### PROVIDED RECORDS
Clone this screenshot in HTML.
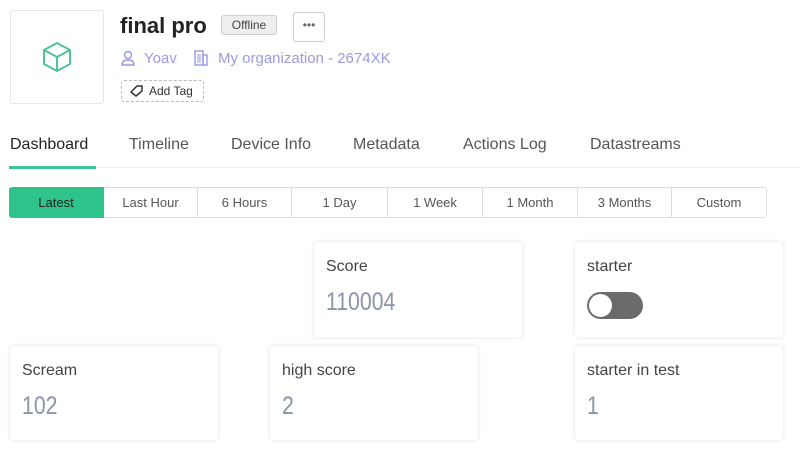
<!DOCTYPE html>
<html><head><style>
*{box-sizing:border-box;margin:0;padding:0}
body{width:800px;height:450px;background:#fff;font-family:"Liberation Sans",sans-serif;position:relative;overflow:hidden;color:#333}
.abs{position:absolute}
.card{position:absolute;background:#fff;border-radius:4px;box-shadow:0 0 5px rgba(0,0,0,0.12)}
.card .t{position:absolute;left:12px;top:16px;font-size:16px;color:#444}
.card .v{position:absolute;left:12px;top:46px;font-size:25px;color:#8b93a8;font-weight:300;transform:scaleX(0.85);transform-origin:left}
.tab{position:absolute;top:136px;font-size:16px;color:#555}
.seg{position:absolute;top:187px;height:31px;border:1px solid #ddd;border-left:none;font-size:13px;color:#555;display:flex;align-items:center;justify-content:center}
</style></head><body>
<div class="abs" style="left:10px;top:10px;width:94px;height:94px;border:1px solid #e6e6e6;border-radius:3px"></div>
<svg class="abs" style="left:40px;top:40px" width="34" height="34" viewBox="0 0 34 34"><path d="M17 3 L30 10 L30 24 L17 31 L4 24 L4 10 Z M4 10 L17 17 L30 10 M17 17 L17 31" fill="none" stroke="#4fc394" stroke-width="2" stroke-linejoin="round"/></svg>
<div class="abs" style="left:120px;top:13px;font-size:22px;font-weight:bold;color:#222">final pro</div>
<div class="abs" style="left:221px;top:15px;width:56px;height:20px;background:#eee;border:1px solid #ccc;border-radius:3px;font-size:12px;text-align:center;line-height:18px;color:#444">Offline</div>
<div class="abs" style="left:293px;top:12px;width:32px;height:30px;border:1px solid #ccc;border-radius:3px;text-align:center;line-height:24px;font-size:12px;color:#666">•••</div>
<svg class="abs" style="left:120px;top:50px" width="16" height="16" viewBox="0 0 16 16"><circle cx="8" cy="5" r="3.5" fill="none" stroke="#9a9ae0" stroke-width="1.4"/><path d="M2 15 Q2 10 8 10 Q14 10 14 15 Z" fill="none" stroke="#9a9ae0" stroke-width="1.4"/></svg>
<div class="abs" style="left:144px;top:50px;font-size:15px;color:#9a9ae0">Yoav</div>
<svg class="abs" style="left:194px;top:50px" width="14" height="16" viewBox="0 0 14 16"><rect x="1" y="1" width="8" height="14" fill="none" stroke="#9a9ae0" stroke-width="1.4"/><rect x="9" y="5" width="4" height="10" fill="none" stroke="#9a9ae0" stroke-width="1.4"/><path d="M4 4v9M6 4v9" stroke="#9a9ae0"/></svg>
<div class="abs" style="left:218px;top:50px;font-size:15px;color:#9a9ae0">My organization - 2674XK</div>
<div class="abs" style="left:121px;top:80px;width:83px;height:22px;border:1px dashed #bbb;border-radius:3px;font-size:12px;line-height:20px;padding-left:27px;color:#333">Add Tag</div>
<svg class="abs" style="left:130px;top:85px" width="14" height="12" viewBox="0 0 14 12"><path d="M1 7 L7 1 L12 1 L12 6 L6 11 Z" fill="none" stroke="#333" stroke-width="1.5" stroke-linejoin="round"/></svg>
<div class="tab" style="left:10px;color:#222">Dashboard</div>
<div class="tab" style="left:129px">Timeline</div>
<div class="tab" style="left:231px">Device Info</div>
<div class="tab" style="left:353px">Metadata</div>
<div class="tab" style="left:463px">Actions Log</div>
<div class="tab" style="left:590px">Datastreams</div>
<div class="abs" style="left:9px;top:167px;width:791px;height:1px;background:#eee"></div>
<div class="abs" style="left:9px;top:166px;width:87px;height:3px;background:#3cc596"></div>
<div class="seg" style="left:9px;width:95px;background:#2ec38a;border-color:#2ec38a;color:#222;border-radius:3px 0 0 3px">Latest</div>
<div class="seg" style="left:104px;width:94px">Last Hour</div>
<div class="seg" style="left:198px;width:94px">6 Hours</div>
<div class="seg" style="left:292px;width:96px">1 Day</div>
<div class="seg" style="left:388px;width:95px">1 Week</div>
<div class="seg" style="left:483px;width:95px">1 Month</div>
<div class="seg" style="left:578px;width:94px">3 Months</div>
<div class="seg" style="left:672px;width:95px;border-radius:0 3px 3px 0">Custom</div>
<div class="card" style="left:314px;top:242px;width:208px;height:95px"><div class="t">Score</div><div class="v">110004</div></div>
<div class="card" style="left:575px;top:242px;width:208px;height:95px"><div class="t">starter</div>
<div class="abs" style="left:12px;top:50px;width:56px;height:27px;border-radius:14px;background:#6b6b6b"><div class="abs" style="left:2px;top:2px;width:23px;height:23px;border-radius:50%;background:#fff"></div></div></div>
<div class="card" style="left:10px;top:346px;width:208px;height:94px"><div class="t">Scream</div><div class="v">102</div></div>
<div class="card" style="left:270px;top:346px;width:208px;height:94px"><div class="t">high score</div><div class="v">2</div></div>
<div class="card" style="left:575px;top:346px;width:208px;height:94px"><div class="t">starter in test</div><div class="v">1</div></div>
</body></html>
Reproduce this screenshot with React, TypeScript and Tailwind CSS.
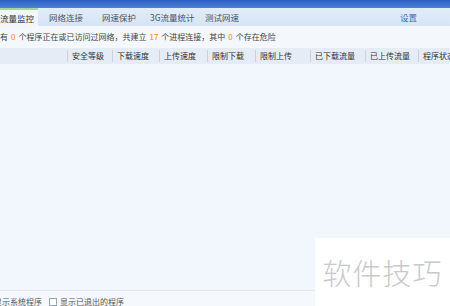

### PROBLEM DETAILS
Pull every line holding "screenshot" out of the records.

### EXERCISE RESULT
Clone this screenshot in HTML.
Reproduce this screenshot with React, TypeScript and Tailwind CSS.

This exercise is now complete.